Puerto Rico's central government and several agencies are currently undergoing court- supervised restructuring, also known as Title III. The OB, as of July 3, has requested Title III proceeding after rejecting the amended RSA and further voluntary negotiations fell through.
In December 2015, prior to the creation of the oversight board, PREPA negotiated a voluntary agreement with creditors. PREPA is currently responsible for approximately $9 billion of Puerto Rico’s $72 billion in debt. The proposed deal had creditors accepting an alleged 15% reduction in payment in exchange for higher-rated bonds backed by a higher charge on customer bills. However, newly elected Governor Ricardo Rosselló called for reopening talks under Title IV and altering the PREPA agreement of the prior administration in order to reduce the transfer of costs to consumers.
In January 2016, PREPA reached a Restructuring Support Agreement (RSA) with some of its creditors. However, talks to amend this agreement began with newly elected Governor Rosselló. On April 6, 2017, the government announced that PREPA and its creditors had reached a preliminary understanding regarding changes to the Restructuring Support Agreement. The oversight board seemed unable to reach a consensus over the agreement prior to the deadline. On Tuesday night hours before the deadline, following a 4-3 vote, the oversight board rejected the RSA. However, the board expressed interested in negotiating and submitted a new offer. However on June 30th, Governor Ricardo Rosselló petitioned the Board to request Title III for PREPA, which they did that same day.
Voluntary Agreements and Title III
Members of the oversight board presented a series of possible amendments to creditors in order to minimize the affect the debt would have on ratepayers. El Nuevo Dia reports that the board demanded that banks as well as uninsured bondholders face a 15% cut in debt, and the creation of a "turbo bond" aimed to pay the debt with creditors more quickly (30 years). The proposal disclosed by the board sought to avoid the possibility of an overwhelming increase in electrical rates by imposing a limit on the transition charge that would be less than four cents, toward 2026.
The proposed PREPA RSA deal favored creditors and heavily burdened ratepayers. Puerto Ricans pay some of the highest electricity rates in the U.S. for an outdated and faulty system. The RSA added a monthly surcharge to the already high electricity rates in order to pay bondholders. This proposed agreement created unusually high electricity rates in order to ensure profit for hedge funds and insurance companies. Additionally, optimistic projections placed additional stress on the utility to produce new revenues, through higher rates, and will ultimately limit future investments needed to update its aging infrastructure.

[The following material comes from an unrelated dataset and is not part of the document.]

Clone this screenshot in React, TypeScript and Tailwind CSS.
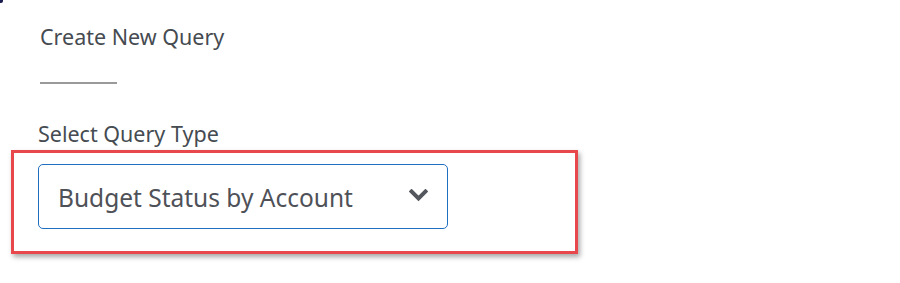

Creditors lobbied Republicans in Congress, who then pressured the oversight board to approve the agreement. On June 15, Chairman of the House Committee on Natural Resources Representative Rob Bishop (R-Utah) wrote a letter to José B. Carrión III, the chairman of oversight board, urging the board certify and approve the RSA. However, a day later, Representatives Nydia M. Velázquez (D-NY) and Raúl M. Grijalva (D-AZ) urged Carrión to reject the restructuring. “Higher electricity costs are detrimental to the local economy, causing businesses both large and small to operate with reduced margins, leaving them less able to expand and hire new employees,” they wrote. The restructuring “will only accelerate the out-migration of residents and businesses.”
A letter from the Board, dated June 28th, stated that the RSA would not be approved as it did not meet the standards established in Title VI of PROMESA. The Board indicated that the RSA did not establish adequate measures in order to achieve the $500 million needed to improve PREPA’s infrastructure and comply with environmental requirements. Another issue referenced by the OB was the RSA did not rectify the actuarial deficit in the pensions of PREPA, an estimated in $2,200 million.
On July 3 the Oversight Board formally petitioned before the Federal Court in Puerto Rico to begin restructuring the debt of the Puerto Rico Electric Power Authority under Title III of PROMESA. Title III of the PROMESA creates an orderly process for debt restructuring and will likely result in additional cut to the PREPA debts. However, this process can also expose PREPA to liquidation and privatization of assets, especially because PREPA needs an injection of capital in order to update its outdated system and to be able to comply with environmental requirements.
Privatization was brought up by OB members David Skeel, Ana Matosantos, Arthur J. González, and Andrew Biggs, in a comment published by The Wall Street Journal. These stated their belief that privatization was needed in order to attract much needed investments, improve infrastructure and reduce rates.
Two bond insurers, Assured Guaranty Ltd. and MBIA Inc.'s National Public Finance Guarantee Corp., sued the oversight board following their inaction toward the RSA. They are accusing the board of improperly withholding approval of the deal. The night prior to the RSA deadline, the bond insurers petitioned U.S. District Judge Laura Taylor Swain for a court order requiring the board to accept the RSA. They argued that it was necessary in order to comply with the PROMESA federal law regarding the renegotiation of the debt.